Despite the struggling economy and a leader heading to the docks, Italian pride remains
AS ITALY last night officially set the ball rolling on the 150th anniversary celebrations of Italian unification, a telling little joke was doing the rounds. In reference to the Italian “Liberator” and unification hero, Giuseppe Garibaldi, Northern League wags observed: “It’s not so much that Garibaldi united Italy, as that he divided Africa”.
This is an updated version of the old (Northern) adage which would have us believe that “Africa begins below Florence”. In other words, there remains a modern, industrialised, honest and efficient Italy, north of Tuscany while below the Arno, there is only backwardness, poverty and organised crime.
It would be nice to think such crude visions belong to the dustbin of history, with as much relevance to today’s Italy as the horseless carriage and wax cylinder recorders. Yet, the embarrassing reality of Italy’s unification celebrations is that, to some extent, they seem to be working overtime to convince us all that Italy remains anything but unified.
For a start, when the Italian cabinet discussed the celebrations a few weeks ago, there was a major difference of opinion as to whether today, March 17th, should be declared a national holiday. March 17th, 1861, of course, was the day when the deputies of the first “Italian” parliament, convened in Turin, declared Victor Emmanuel II, king of Italy. Ten days later, the parliament provocatively named Rome as the capital of the new Italy, even if at the time it remained very much the capital, not of the new kingdom, but rather of the Papal States.
At that recent cabinet meeting, two Northern League ministers voted against declaring today to be a holiday while education minister Mariastella Gelmini originally declared that schools would remain open. Even the president of Confindustria, the Confederaton of Italian Industrialists, Emma Marcegaglia, publicly suggested that the last thing that crisis-ridden Italy needed was another public holiday.
Why so much bah humbug? To a large extent, the blame lies with the federalist Northern League, the government coalition partner along with the People of Freedom (PDL) party of Prime Minister Silvio Berlusconi. For years now, the Northern League has devoted its energies to underlining the supposed ontological difference between that mythical fabrication “Padania” (northern Italy) and the south.

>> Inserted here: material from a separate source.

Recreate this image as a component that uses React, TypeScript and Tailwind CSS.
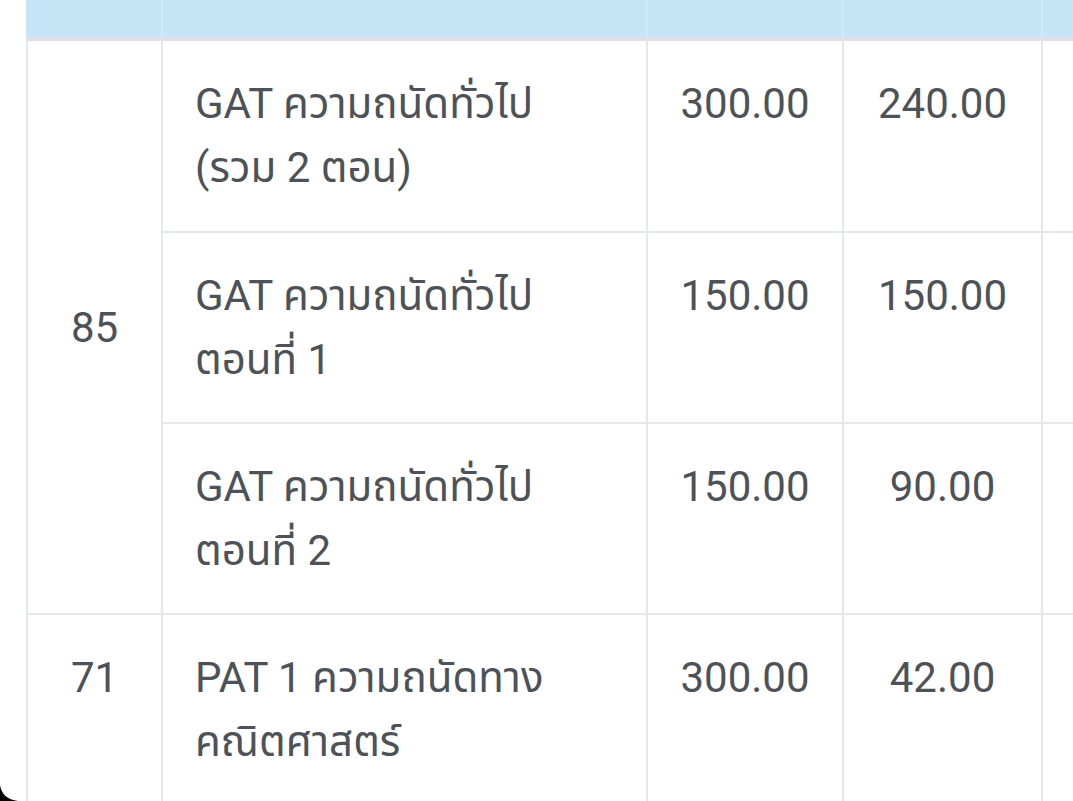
import React from "react";

const font = {
  fontFamily:
    "Roboto, 'Noto Sans Thai', 'Noto Sans Thai UI', 'Noto Sans', 'DejaVu Sans', sans-serif",
};

const cell = "border-l-2 border-t-2 border-[#e4e7eb] align-top";

export default function App() {
  return (
    <div
      className="relative w-[1073px] h-[801px] overflow-hidden bg-white text-[42px] leading-[64px] text-[#4d5258]"
      style={font}
    >
      <div className="pl-[26px]">
        <table className="border-separate border-spacing-0 table-fixed w-[1220px]">
          <colgroup>
            <col className="w-[135px]" />
            <col className="w-[485px]" />
            <col className="w-[196px]" />
            <col className="w-[199px]" />
            <col className="w-[205px]" />
          </colgroup>
          <thead>
            <tr className="h-[37px]">
              <th className="bg-[#c5e5f7] p-0"></th>
              <th className="bg-[#c5e5f7] border-l-2 border-[#d2eaf8] p-0"></th>
              <th className="bg-[#c5e5f7] border-l-2 border-[#d2eaf8] p-0"></th>
              <th className="bg-[#c5e5f7] border-l-2 border-[#d2eaf8] p-0"></th>
              <th className="bg-[#c5e5f7] border-l-2 border-[#d2eaf8] p-0"></th>
            </tr>
          </thead>
          <tbody>
            <tr className="h-[194px]">
              <td
                rowSpan={3}
                className="border-l-2 border-t-4 border-[#e4e7eb] border-t-[#d9e0e7] align-middle text-center p-0"
              >
                <span className="relative top-[1px]">85</span>
              </td>
              <td className="border-l-2 border-t-4 border-[#e4e7eb] border-t-[#d9e0e7] align-top pl-[32px] pt-[31px]">
                GAT ความถนัดทั่วไป
                <br />
                (รวม 2 ตอน)
              </td>
              <td className="border-l-2 border-t-4 border-[#e4e7eb] border-t-[#d9e0e7] align-top text-center pt-[31px]">
                300.00
              </td>
              <td className="border-l-2 border-t-4 border-[#e4e7eb] border-t-[#d9e0e7] align-top text-center pt-[31px]">
                240.00
              </td>
              <td className="border-l-2 border-t-4 border-[#e4e7eb] border-t-[#d9e0e7]"></td>
            </tr>
            <tr className="h-[191px]">
              <td className={`${cell} pl-[32px] pt-[31px]`}>
                GAT ความถนัดทั่วไป
                <br />
                ตอนที่ 1
              </td>
              <td className={`${cell} text-center pt-[31px]`}>150.00</td>
              <td className={`${cell} text-center pt-[31px]`}>150.00</td>
              <td className={cell}></td>
            </tr>
            <tr className="h-[191px]">
              <td className={`${cell} pl-[32px] pt-[31px]`}>
                GAT ความถนัดทั่วไป
                <br />
                ตอนที่ 2
              </td>
              <td className={`${cell} text-center pt-[31px]`}>150.00</td>
              <td className={`${cell} text-center pt-[31px]`}>90.00</td>
              <td className={cell}></td>
            </tr>
            <tr className="h-[191px]">
              <td className={`${cell} text-center pt-[31px]`}>71</td>
              <td className={`${cell} pl-[32px] pt-[31px]`}>
                PAT 1 ความถนัดทาง
                <br />
                คณิตศาสตร์
              </td>
              <td className={`${cell} text-center pt-[31px]`}>300.00</td>
              <td className={`${cell} text-center pt-[31px]`}>42.00</td>
              <td className={cell}></td>
            </tr>
          </tbody>
        </table>
      </div>
      <svg
        className="absolute left-0 bottom-0"
        width="24"
        height="18"
        viewBox="0 0 24 18"
      >
        <path d="M0 2 Q2 16 18 18 L0 18 Z" fill="#000" />
      </svg>
    </div>
  );
}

Lest anyone failed to get the point, Northern League leader senator Umberto Bossi underlined it during a party rally in Cabiate, near Como, 14 years ago. Noticing an Italian tricolour flag flying from the roof of a schoolhouse close to the stage on which he was speaking, Bossi said: “When I see the tricolour, I get mad. That thing, I use it to wipe my arse . . .” Those remarks earned Bossi a 16-month suspended sentence for “public insult” but they probably also earned him a lot of votes.
If the current federalist reform minister can express such sentiments, it is hardly surprising that there are those in Bossi’s northern regions who took to burning a dummy Garibaldi some days ago. Hardly surprising either that the president of bi-lingual Alto Adige, Luis Burnwalder, should argue (admittedly for different reasons) that his semi-teutonic, northern region has “nothing to celebrate”.
In an Italy in which automobile giant Fiat appears to be shifting its operational headquarters to Detroit, in which one of the most famous archeological heritage sites in the world, namely Pompeii, is falling apart and where industrial icon, jeweller Bulgari, has been sold off to France, are Italians about to kiss goodbye to a sense of patriotism and unity? Curiously, the answer would appear to be “no”.
The enthusiasm with which the audience at the Rome opera house the other night took to its feet to sing the Slaves’ Chorus from Verdi’s Nabucco, a chorus often considered an anthem for Italian unification, would argue otherwise.
The enthusiasm with which Italian rugby fans stomped out the Mameli national anthem during the desperate final minutes of last Saturday’s historic Six Nations win over France would also suggest otherwise.
As would the standing ovation afforded to former Oscar winner, Roberto Begnini, when he closed his gig at last month’s San Remo song contest with an unaccompanied rendition of the same national anthem. (Curiously the national anthem remains a “contentious” issue as illustrated by the fact that the Northern League representatives at the Lombardy Regional Council on Tuesday chose to walk out while the anthem was being played).
As Italy struggles to deal with 30 per cent youth unemployment, with an ageing prime minister about to go to court on underage prostitution related charges and with a stagnant economy, some people seem to have rediscovered national pride. To paraphrase D’Azeglio, have Italians finally been “made”?